Start of SUPPLIED INFORMATION
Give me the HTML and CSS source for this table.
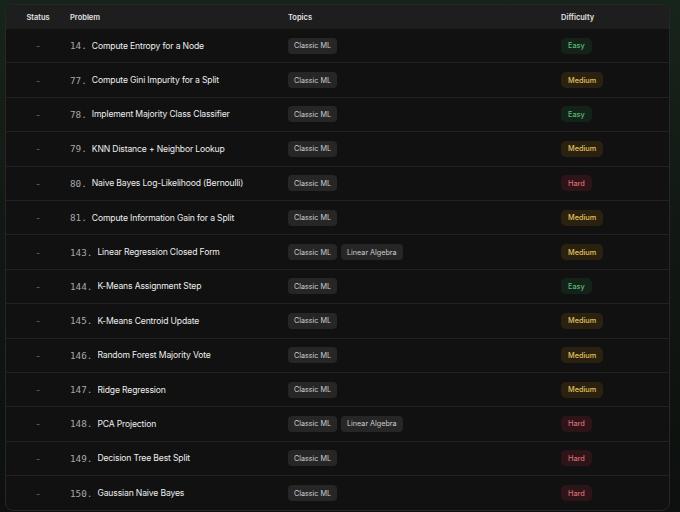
FILE: index.html
```html
<!DOCTYPE html>
<html>
<head>
<meta charset="utf-8">
<link rel="stylesheet" href="styles.css">
</head>
<body>
<div class="page">
  <div class="table">
    <div class="row head">
      <div class="c status">Status</div>
      <div class="c">Problem</div>
      <div class="c">Topics</div>
      <div class="c">Difficulty</div>
    </div>
    <div class="row"><div class="c status">-</div><div class="c prob"><span class="num">14.</span><span class="title">Compute Entropy for a Node</span></div><div class="c topics"><span class="tag">Classic ML</span></div><div class="c"><span class="diff easy">Easy</span></div></div>
    <div class="row"><div class="c status">-</div><div class="c prob"><span class="num">77.</span><span class="title">Compute Gini Impurity for a Split</span></div><div class="c topics"><span class="tag">Classic ML</span></div><div class="c"><span class="diff medium">Medium</span></div></div>
    <div class="row"><div class="c status">-</div><div class="c prob"><span class="num">78.</span><span class="title">Implement Majority Class Classifier</span></div><div class="c topics"><span class="tag">Classic ML</span></div><div class="c"><span class="diff easy">Easy</span></div></div>
    <div class="row"><div class="c status">-</div><div class="c prob"><span class="num">79.</span><span class="title">KNN Distance + Neighbor Lookup</span></div><div class="c topics"><span class="tag">Classic ML</span></div><div class="c"><span class="diff medium">Medium</span></div></div>
    <div class="row"><div class="c status">-</div><div class="c prob"><span class="num">80.</span><span class="title">Naive Bayes Log-Likelihood (Bernoulli)</span></div><div class="c topics"><span class="tag">Classic ML</span></div><div class="c"><span class="diff hard">Hard</span></div></div>
    <div class="row"><div class="c status">-</div><div class="c prob"><span class="num">81.</span><span class="title">Compute Information Gain for a Split</span></div><div class="c topics"><span class="tag">Classic ML</span></div><div class="c"><span class="diff medium">Medium</span></div></div>
    <div class="row"><div class="c status">-</div><div class="c prob"><span class="num">143.</span><span class="title">Linear Regression Closed Form</span></div><div class="c topics"><span class="tag">Classic ML</span><span class="tag">Linear Algebra</span></div><div class="c"><span class="diff medium">Medium</span></div></div>
    <div class="row"><div class="c status">-</div><div class="c prob"><span class="num">144.</span><span class="title">K-Means Assignment Step</span></div><div class="c topics"><span class="tag">Classic ML</span></div><div class="c"><span class="diff easy">Easy</span></div></div>
    <div class="row"><div class="c status">-</div><div class="c prob"><span class="num">145.</span><span class="title">K-Means Centroid Update</span></div><div class="c topics"><span class="tag">Classic ML</span></div><div class="c"><span class="diff medium">Medium</span></div></div>
    <div class="row"><div class="c status">-</div><div class="c prob"><span class="num">146.</span><span class="title">Random Forest Majority Vote</span></div><div class="c topics"><span class="tag">Classic ML</span></div><div class="c"><span class="diff medium">Medium</span></div></div>
    <div class="row"><div class="c status">-</div><div class="c prob"><span class="num">147.</span><span class="title">Ridge Regression</span></div><div class="c topics"><span class="tag">Classic ML</span></div><div class="c"><span class="diff medium">Medium</span></div></div>
    <div class="row"><div class="c status">-</div><div class="c prob"><span class="num">148.</span><span class="title">PCA Projection</span></div><div class="c topics"><span class="tag">Classic ML</span><span class="tag">Linear Algebra</span></div><div class="c"><span class="diff hard">Hard</span></div></div>
    <div class="row"><div class="c status">-</div><div class="c prob"><span class="num">149.</span><span class="title">Decision Tree Best Split</span></div><div class="c topics"><span class="tag">Classic ML</span></div><div class="c"><span class="diff hard">Hard</span></div></div>
    <div class="row last"><div class="c status">-</div><div class="c prob"><span class="num">150.</span><span class="title">Gaussian Naive Bayes</span></div><div class="c topics"><span class="tag">Classic ML</span></div><div class="c"><span class="diff hard">Hard</span></div></div>
  </div>
</div>
</body>
</html>
```

FILE: styles.css
```css
* { box-sizing: border-box; }
html, body { margin: 0; height: 100%; }
body {
  background: linear-gradient(180deg, #17241b 0%, #111813 45%, #0d100e 100%);
  font-family: Inter, "Noto Sans", sans-serif;
  overflow: hidden;
}
.page {
  padding: 4px 10px 0 5px;
}
.table {
  width: 665px;
  border: 1px solid #262626;
  border-radius: 8px;
  background: #111111;
  overflow: hidden;
}
.row {
  display: grid;
  grid-template-columns: 64px 218px 273px 1fr;
  align-items: center;
  height: 34.4px;
  border-bottom: 1px solid #222222;
}
.row.last { border-bottom: none; }
.row.head {
  height: 24px;
  background: #1e1e1e;
  border-bottom: none;
  font-size: 7.5px;
  font-weight: 600;
  color: #e2e2e2;
}
.c {
  white-space: nowrap;
  display: flex;
  align-items: center;
}
.status { justify-content: center; color: #6b6b6b; font-size: 9px; }
.head .status { color: #e2e2e2; font-size: 7.5px; }
.num {
  font-family: "DejaVu Sans Mono", monospace;
  font-size: 9.3px;
  color: #a8a8a8;
  margin-right: 5px;
}
.title {
  font-size: 8.6px;
  letter-spacing: -0.15px;
  color: #eeeeee;
}
.topics { gap: 4px; }
.tag {
  display: inline-flex;
  align-items: center;
  height: 16px;
  padding: 0 6px;
  border-radius: 4px;
  background: #262626;
  color: #cfcfcf;
  font-size: 7.2px;
}
.diff {
  display: inline-flex;
  align-items: center;
  height: 16px;
  padding: 0 7px;
  border-radius: 5px;
  font-size: 7.3px;
  font-weight: 500;
}
.easy { background: #14231a; color: #5cb877; }
.medium { background: #2a2110; color: #e2c45c; }
.hard { background: #2c1418; color: #d96a74; }
```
End of SUPPLIED INFORMATION
## WHAT THE TASK REQUIRES
Set down the material above as is, without any pictures.

## RESPONSE TO THIS TASK
Give me the HTML and CSS source for this table.
FILE: index.html
```html
<!DOCTYPE html>
<html>
<head>
<meta charset="utf-8">
<link rel="stylesheet" href="styles.css">
</head>
<body>
<div class="page">
  <div class="table">
    <div class="row head">
      <div class="c status">Status</div>
      <div class="c">Problem</div>
      <div class="c">Topics</div>
      <div class="c">Difficulty</div>
    </div>
    <div class="row"><div class="c status">-</div><div class="c prob"><span class="num">14.</span><span class="title">Compute Entropy for a Node</span></div><div class="c topics"><span class="tag">Classic ML</span></div><div class="c"><span class="diff easy">Easy</span></div></div>
    <div class="row"><div class="c status">-</div><div class="c prob"><span class="num">77.</span><span class="title">Compute Gini Impurity for a Split</span></div><div class="c topics"><span class="tag">Classic ML</span></div><div class="c"><span class="diff medium">Medium</span></div></div>
    <div class="row"><div class="c status">-</div><div class="c prob"><span class="num">78.</span><span class="title">Implement Majority Class Classifier</span></div><div class="c topics"><span class="tag">Classic ML</span></div><div class="c"><span class="diff easy">Easy</span></div></div>
    <div class="row"><div class="c status">-</div><div class="c prob"><span class="num">79.</span><span class="title">KNN Distance + Neighbor Lookup</span></div><div class="c topics"><span class="tag">Classic ML</span></div><div class="c"><span class="diff medium">Medium</span></div></div>
    <div class="row"><div class="c status">-</div><div class="c prob"><span class="num">80.</span><span class="title">Naive Bayes Log-Likelihood (Bernoulli)</span></div><div class="c topics"><span class="tag">Classic ML</span></div><div class="c"><span class="diff hard">Hard</span></div></div>
    <div class="row"><div class="c status">-</div><div class="c prob"><span class="num">81.</span><span class="title">Compute Information Gain for a Split</span></div><div class="c topics"><span class="tag">Classic ML</span></div><div class="c"><span class="diff medium">Medium</span></div></div>
    <div class="row"><div class="c status">-</div><div class="c prob"><span class="num">143.</span><span class="title">Linear Regression Closed Form</span></div><div class="c topics"><span class="tag">Classic ML</span><span class="tag">Linear Algebra</span></div><div class="c"><span class="diff medium">Medium</span></div></div>
    <div class="row"><div class="c status">-</div><div class="c prob"><span class="num">144.</span><span class="title">K-Means Assignment Step</span></div><div class="c topics"><span class="tag">Classic ML</span></div><div class="c"><span class="diff easy">Easy</span></div></div>
    <div class="row"><div class="c status">-</div><div class="c prob"><span class="num">145.</span><span class="title">K-Means Centroid Update</span></div><div class="c topics"><span class="tag">Classic ML</span></div><div class="c"><span class="diff medium">Medium</span></div></div>
    <div class="row"><div class="c status">-</div><div class="c prob"><span class="num">146.</span><span class="title">Random Forest Majority Vote</span></div><div class="c topics"><span class="tag">Classic ML</span></div><div class="c"><span class="diff medium">Medium</span></div></div>
    <div class="row"><div class="c status">-</div><div class="c prob"><span class="num">147.</span><span class="title">Ridge Regression</span></div><div class="c topics"><span class="tag">Classic ML</span></div><div class="c"><span class="diff medium">Medium</span></div></div>
    <div class="row"><div class="c status">-</div><div class="c prob"><span class="num">148.</span><span class="title">PCA Projection</span></div><div class="c topics"><span class="tag">Classic ML</span><span class="tag">Linear Algebra</span></div><div class="c"><span class="diff hard">Hard</span></div></div>
    <div class="row"><div class="c status">-</div><div class="c prob"><span class="num">149.</span><span class="title">Decision Tree Best Split</span></div><div class="c topics"><span class="tag">Classic ML</span></div><div class="c"><span class="diff hard">Hard</span></div></div>
    <div class="row last"><div class="c status">-</div><div class="c prob"><span class="num">150.</span><span class="title">Gaussian Naive Bayes</span></div><div class="c topics"><span class="tag">Classic ML</span></div><div class="c"><span class="diff hard">Hard</span></div></div>
  </div>
</div>
</body>
</html>
```

FILE: styles.css
```css
* { box-sizing: border-box; }
html, body { margin: 0; height: 100%; }
body {
  background: linear-gradient(180deg, #17241b 0%, #111813 45%, #0d100e 100%);
  font-family: Inter, "Noto Sans", sans-serif;
  overflow: hidden;
}
.page {
  padding: 4px 10px 0 5px;
}
.table {
  width: 665px;
  border: 1px solid #262626;
  border-radius: 8px;
  background: #111111;
  overflow: hidden;
}
.row {
  display: grid;
  grid-template-columns: 64px 218px 273px 1fr;
  align-items: center;
  height: 34.4px;
  border-bottom: 1px solid #222222;
}
.row.last { border-bottom: none; }
.row.head {
  height: 24px;
  background: #1e1e1e;
  border-bottom: none;
  font-size: 7.5px;
  font-weight: 600;
  color: #e2e2e2;
}
.c {
  white-space: nowrap;
  display: flex;
  align-items: center;
}
.status { justify-content: center; color: #6b6b6b; font-size: 9px; }
.head .status { color: #e2e2e2; font-size: 7.5px; }
.num {
  font-family: "DejaVu Sans Mono", monospace;
  font-size: 9.3px;
  color: #a8a8a8;
  margin-right: 5px;
}
.title {
  font-size: 8.6px;
  letter-spacing: -0.15px;
  color: #eeeeee;
}
.topics { gap: 4px; }
.tag {
  display: inline-flex;
  align-items: center;
  height: 16px;
  padding: 0 6px;
  border-radius: 4px;
  background: #262626;
  color: #cfcfcf;
  font-size: 7.2px;
}
.diff {
  display: inline-flex;
  align-items: center;
  height: 16px;
  padding: 0 7px;
  border-radius: 5px;
  font-size: 7.3px;
  font-weight: 500;
}
.easy { background: #14231a; color: #5cb877; }
.medium { background: #2a2110; color: #e2c45c; }
.hard { background: #2c1418; color: #d96a74; }
```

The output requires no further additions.